Jul 19, 2009 11:10
We were just about to start our shabbos meal on friday night when we saw our upstairs neighbor (the mom) standing outside the building, talking to another neighbor, with a very bemused expression on her face.
Calling out to her from the window, she tells us that her six year old son locked the door of the house, climbed out the window into the window grate, and closed the window and locked himself into the small space by the window grate.
Father was at shul and mother was outside, and neither of them had the key. Their 9 year old son was in the apartment as well, but fast asleep.
When the father came home, he climbed up the 4 flights to his apartment with my husband, and the father banged on the apartment door for five minutes, thunderous bangs as well as roaring "MATI, WAKE UP!!!!!!" again and again. Well, Mati didnt wake up, but everyone else in the apartment building did. The mother was laughing, saying "He won't wake up. He sleeps like a log. Once he goes to sleep, you can never wake him up for the next 12 hours." And she was right.
The plan was for the men to climb up to the roof, try to lower themselves onto the porch with a ladder, let themselves in through the porch, unlock the door and let the kid in through the window.
Would have been a good idea if not for the fact that the distance was too great, and my husband or the father would have had to risk their neck lowering themselves with a rope, rappeling style, onto the porch. My husband said he would have done so if there were no other option, but I'm glad it wasnt needed.

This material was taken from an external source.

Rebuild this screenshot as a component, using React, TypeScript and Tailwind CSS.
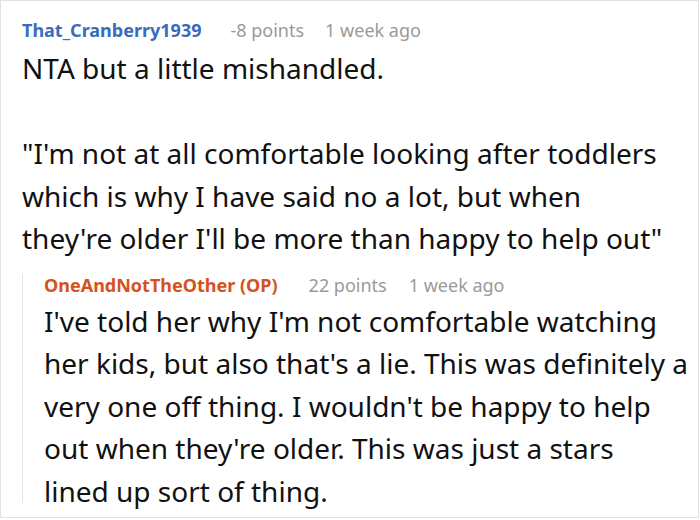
const font = { fontFamily: '"Noto Sans", "Open Sans", sans-serif' };

function Meta({ name, color, points, time, gap, gap2 }: { name: string; color: string; points: string; time: string; gap: string; gap2: string }) {
  return (
    <div className="flex items-center text-[18px] leading-[22px] whitespace-nowrap">
      <span className={`font-bold ${color}`}>{name}</span>
      <span className={`text-[#9a9a9a] ${gap}`}>{points}</span>
      <span className={`text-[#9a9a9a] ${gap2}`}>{time}</span>
    </div>
  );
}

export default function App() {
  return (
    <div
      className="w-[699px] h-[518px] border border-[#e2e2e2] bg-white text-[#111] overflow-hidden"
      style={font}
    >
      <div className="pl-[21px] pt-[18px]">
        <Meta name="That_Cranberry1939" color="text-[#3a6cbd]" points="-8 points" time="1 week ago" gap="ml-[29px]" gap2="ml-[21px]" />
        <div className="mt-[6px] text-[28px] leading-[42.5px] whitespace-nowrap">
          <p>NTA but a little mishandled.</p>
          <p className="mt-[42.5px]">
            "I'm not at all comfortable looking after toddlers
            <br />
            which is why I have said no a lot, but when
            <br />
            they're older I'll be more than happy to help out"
          </p>
        </div>
        <div className="mt-[14px] flex">
          <div className="w-px bg-[#e4e4e4] mb-[9px]" />
          <div className="pl-[21px]">
            <Meta name="OneAndNotTheOther (OP)" color="text-[#d5521c]" points="22 points" time="1 week ago" gap="ml-[31px]" gap2="ml-[22px]" />
            <p className="mt-[4px] text-[28px] leading-[42.5px] whitespace-nowrap">
              I've told her why I'm not comfortable watching
              <br />
              her kids, but also that's a lie. This was definitely a
              <br />
              very one off thing. I wouldn't be happy to help
              <br />
              out when they're older. This was just a stars
              <br />
              lined up sort of thing.
            </p>
          </div>
        </div>
      </div>
    </div>
  );
}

Baruch Hashem, the third floor neighbors on the same side of the building as the caught boy were home for shabbos and were in the middle of their shabbos meal. The men found a ladder on the roof and placed the ladder on the 3rd floor porch, and climbed up to the trapped boy. When they got there, the father told his son that he came to rescue him. "אבל אבא, אני לא יכול לחיות כך"- "But Father, I can't live like this" was his frantic response to the rescue and was repeated a few times. The father took a hammer and a necessary act of chillul shabbos, because not leaving a 7 year old boy overnight in the window grate was pikuach nefesh, broke the window and allowed the boy to climb inside and unlock the door and let in his family.
This mother has 2 special ed kids, including the one who had been stranded outside the window. They seem like a fun family. I assume that the reason for her bemused expression and lack of panic was because this wasnt the first and wasnt the last that something nutty like this happened in her family.
This is the second "rescue attempt" my husband was involved in in the space of 2 weeks.
Less than 2 weeks ago, my husband was walking down the street after midnight and saw a crowd gathered around an apartment building. They lived 3 flights up and were locked out. They had no way of getting in, aside for a 15 year old boy sleeping in his bedroom with the trisim shut. He wasnt answering the phone, and banging on the door was not waking him up.
My husband climbed up those three floors, using fences, gutters, and porches as stepping stones, managing to reach the window without getting hurt. He lifted up the tris, rapped on the window, waking up the sleeper who was scared witless by an unknown face outside his window, 3 floors up. He got up and let his family in, and my husband climbed back down...
Good to know that my husband's agility pays off and he manages to help people.